I suspect also this has something to do with Google not actually spidering the landing page, but just the site in general (home page). Our site covers a wide variety of topics, so I am sure Google has trouble determining what it is about if it is trying to look at the site as a whole, and not the individual RELEVANT page.
Great business plan, Google.
My pages have been performing consistently and well for over 9 months. The content on my landing pages has been updated over time to stay fresh, but AMOUNT, GENRE, and FORMAT of content haven't changed in 9 months. So if their response was indeed accurate, then they're saying that they haven't looked at my page in about 9 months to evaluate the Quality Score. I find that hard to believe. I have to imagine that they look at their advertisers more than once in 9 months to evaluate their landing pages for Quality Score.

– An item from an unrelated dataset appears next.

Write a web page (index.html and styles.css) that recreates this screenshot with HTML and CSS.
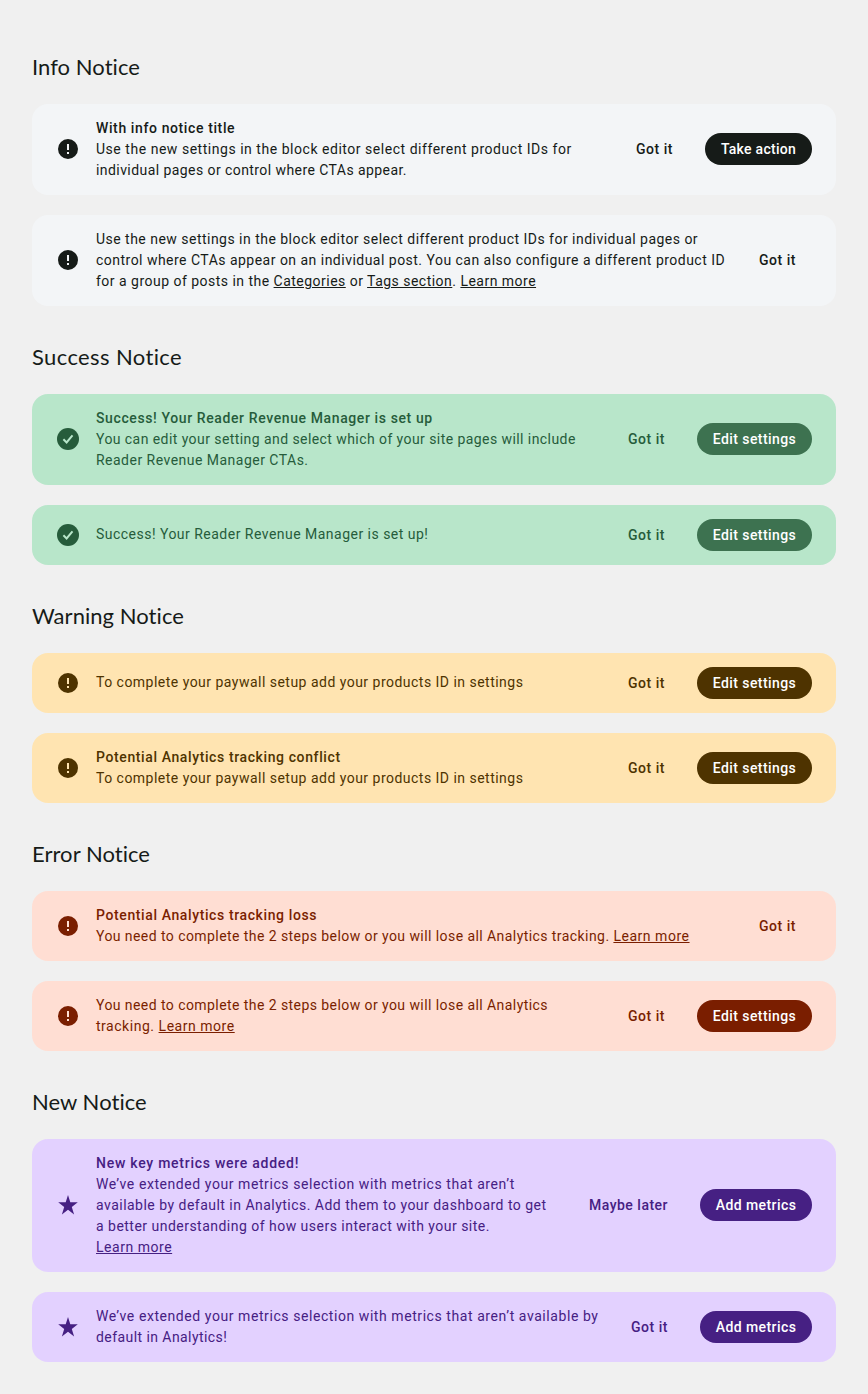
FILE: index.html
```html
<!DOCTYPE html>
<html lang="en">
<head>
<meta charset="utf-8">
<title>Notices</title>
<link rel="stylesheet" href="styles.css">
</head>
<body>
<svg class="defs" width="0" height="0" aria-hidden="true">
  <symbol id="alert" viewBox="0 0 24 24"><path fill="currentColor" fill-rule="evenodd" d="M12 2a10 10 0 1 0 0 20 10 10 0 0 0 0-20zM11 7h2v6h-2zM11 15h2v2h-2z"/></symbol>
  <symbol id="check" viewBox="0 0 24 24"><circle cx="12" cy="12" r="11" fill="currentColor"/><path d="M7.4 12.2l3.2 3.2 5.9-7" fill="none" stroke="#b8e6ca" stroke-width="2"/></symbol>
  <symbol id="star" viewBox="0 0 24 24"><path fill="currentColor" d="M12 1.9l2.3 7.4h7.5l-6 4.6 2.3 7.5-6.1-4.6-6.1 4.6 2.3-7.5-6-4.6h7.5z"/></symbol>
</svg>
<main class="page">
  <section class="group">
    <h2 class="heading">Info Notice</h2>
    <div class="notice info">
      <svg class="icon"><use href="#alert"/></svg>
      <div class="body"><p class="title">With info notice title</p>
        <p class="text"><span class="line l-wide">Use the new settings in the block editor select different product IDs for</span><span class="line l-tight">individual pages or control where CTAs appear.</span></p></div>
      <div class="actions"><button class="btn">Got it</button><button class="btn primary take">Take action</button></div>
    </div>
    <div class="notice info">
      <svg class="icon"><use href="#alert"/></svg>
      <div class="body"><p class="text"><span class="line">Use the new settings in the block editor select different product IDs for individual pages or</span><span class="line">control where CTAs appear on an individual post. You can also configure a different product ID</span><span class="line">for a group of posts in the <a class="link" href="#">Categories</a> or <a class="link" href="#">Tags section</a>. <a class="link" href="#">Learn more</a></span></p></div>
      <div class="actions"><button class="btn">Got it</button></div>
    </div>
  </section>
  <section class="group">
    <h2 class="heading h-wide">Success Notice</h2>
    <div class="notice success">
      <svg class="icon"><use href="#check"/></svg>
      <div class="body"><p class="title">Success! Your Reader Revenue Manager is set up</p>
        <p class="text"><span class="line l-tight">You can edit your setting and select which of your site pages will include</span><span class="line">Reader Revenue Manager CTAs.</span></p></div>
      <div class="actions"><button class="btn">Got it</button><button class="btn primary edit">Edit settings</button></div>
    </div>
    <div class="notice success">
      <svg class="icon"><use href="#check"/></svg>
      <div class="body"><p class="text"><span class="line">Success! Your Reader Revenue Manager is set up!</span></p></div>
      <div class="actions"><button class="btn">Got it</button><button class="btn primary edit">Edit settings</button></div>
    </div>
  </section>
  <section class="group">
    <h2 class="heading">Warning Notice</h2>
    <div class="notice warning">
      <svg class="icon"><use href="#alert"/></svg>
      <div class="body"><p class="text"><span class="line">To complete your paywall setup add your products ID in settings</span></p></div>
      <div class="actions"><button class="btn">Got it</button><button class="btn primary edit">Edit settings</button></div>
    </div>
    <div class="notice warning">
      <svg class="icon"><use href="#alert"/></svg>
      <div class="body"><p class="title">Potential Analytics tracking conflict</p>
        <p class="text"><span class="line">To complete your paywall setup add your products ID in settings</span></p></div>
      <div class="actions"><button class="btn">Got it</button><button class="btn primary edit">Edit settings</button></div>
    </div>
  </section>
  <section class="group">
    <h2 class="heading">Error Notice</h2>
    <div class="notice error">
      <svg class="icon"><use href="#alert"/></svg>
      <div class="body"><p class="title">Potential Analytics tracking loss</p>
        <p class="text"><span class="line l-tight">You need to complete the 2 steps below or you will lose all Analytics tracking. <a class="link l-wide" href="#">Learn more</a></span></p></div>
      <div class="actions"><button class="btn">Got it</button></div>
    </div>
    <div class="notice error">
      <svg class="icon"><use href="#alert"/></svg>
      <div class="body"><p class="text"><span class="line l-tight">You need to complete the 2 steps below or you will lose all Analytics</span><span class="line l-wide">tracking. <a class="link" href="#">Learn more</a></span></p></div>
      <div class="actions"><button class="btn">Got it</button><button class="btn primary edit">Edit settings</button></div>
    </div>
  </section>
  <section class="group">
    <h2 class="heading">New Notice</h2>
    <div class="notice new">
      <svg class="icon"><use href="#star"/></svg>
      <div class="body"><p class="title t-wide">New key metrics were added!</p>
        <p class="text"><span class="line l-wider">We’ve extended your metrics selection with metrics that aren’t</span><span class="line">available by default in Analytics. Add them to your dashboard to get</span><span class="line">a better understanding of how users interact with your site.</span><span class="line l-wide"><a class="link" href="#">Learn more</a></span></p></div>
      <div class="actions"><button class="btn later">Maybe later</button><button class="btn primary add">Add metrics</button></div>
    </div>
    <div class="notice new">
      <svg class="icon"><use href="#star"/></svg>
      <div class="body"><p class="text"><span class="line l-wider">We’ve extended your metrics selection with metrics that aren’t available by</span><span class="line l-tight">default in Analytics!</span></p></div>
      <div class="actions"><button class="btn">Got it</button><button class="btn primary add">Add metrics</button></div>
    </div>
  </section>
</main>
</body>
</html>
```
FILE: styles.css
```css
* { box-sizing: border-box; }
body { margin: 0; background: #f0f0f0; color: #161b18; font-family: Roboto, sans-serif; }
.defs { display: block; }
.page { display: flex; flex-direction: column; gap: 37px; padding: 53px 32px 32px; }
.group { display: flex; flex-direction: column; gap: 20px; }
.heading { margin: 0 0 3px; font: 400 22px/28px Lato, sans-serif; letter-spacing: 0.05px; font-variant-ligatures: none; }
.h-wide { letter-spacing: 0.38px; }
.notice { display: flex; align-items: center; gap: 16px; padding: 14px 24px; border-radius: 16px; background: var(--bg); color: var(--fg); }
.notice > * { margin: -0.25px 0 0.25px; }
.info { --bg: #f3f5f7; --fg: #161b18; --btn: #161b18; }
.success { --bg: #b8e6ca; --fg: #265c3b; --btn: #3d7250; }
.warning { --bg: #ffe4b1; --fg: #4e3300; --btn: #4e3300; }
.error { --bg: #ffded3; --fg: #7a1e00; --btn: #7a1e00; }
.new { --bg: #e3d1ff; --fg: #462083; --btn: #462083; }
.icon { flex: none; width: 24px; height: 24px; }
.body { flex: 1; min-width: 0; font-size: 14px; line-height: 21px; }
.title, .text { margin: 0; }
.title { font-weight: 500; letter-spacing: 0.61px; }
.t-wide { letter-spacing: 0.74px; }
.text { letter-spacing: 0.48px; }
.line { display: block; white-space: nowrap; }
.l-wider { letter-spacing: 0.57px; }
.l-wide { letter-spacing: 0.53px; }
.l-tight { letter-spacing: 0.43px; }
.link { color: inherit; text-decoration: underline; text-underline-offset: 1px; }
.actions { flex: none; display: flex; gap: 16px; }
.btn { width: 69px; height: 32px; padding: 0; border: 0; border-radius: 16px; background: none; color: inherit; font: 500 14px/20px Roboto, sans-serif; letter-spacing: 0.5px; white-space: nowrap; }
.primary { background: var(--btn); color: #fff; letter-spacing: 0.42px; }
.take { width: 107px; letter-spacing: 0.28px; }
.edit { width: 115px; }
.add { width: 112px; }
.later { width: 111px; }
```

But pretending that is true - that they didn't in fact look at my page to evaluate the QC for over 9 months - then what? I understand the market shifts, QS is adjusted, and min cpc may rise or fall based upon numerous factors. As a business person and long term Google client, I have no problem with that; in fact, I welcome it. But those changes happen GRADUALLY, not 5,000% overnight. Normal market changes happen at a pace that we can cope with - at a pace we can adjust our business model to accommodate.
If Google doesn't address this issue soon, they'll be putting me, and I'd venture to say a number of companies who's online marketing plan for lead generation is dependent on AdWords traffic, out of business.
Google AdWords people reading these posts - are you listening?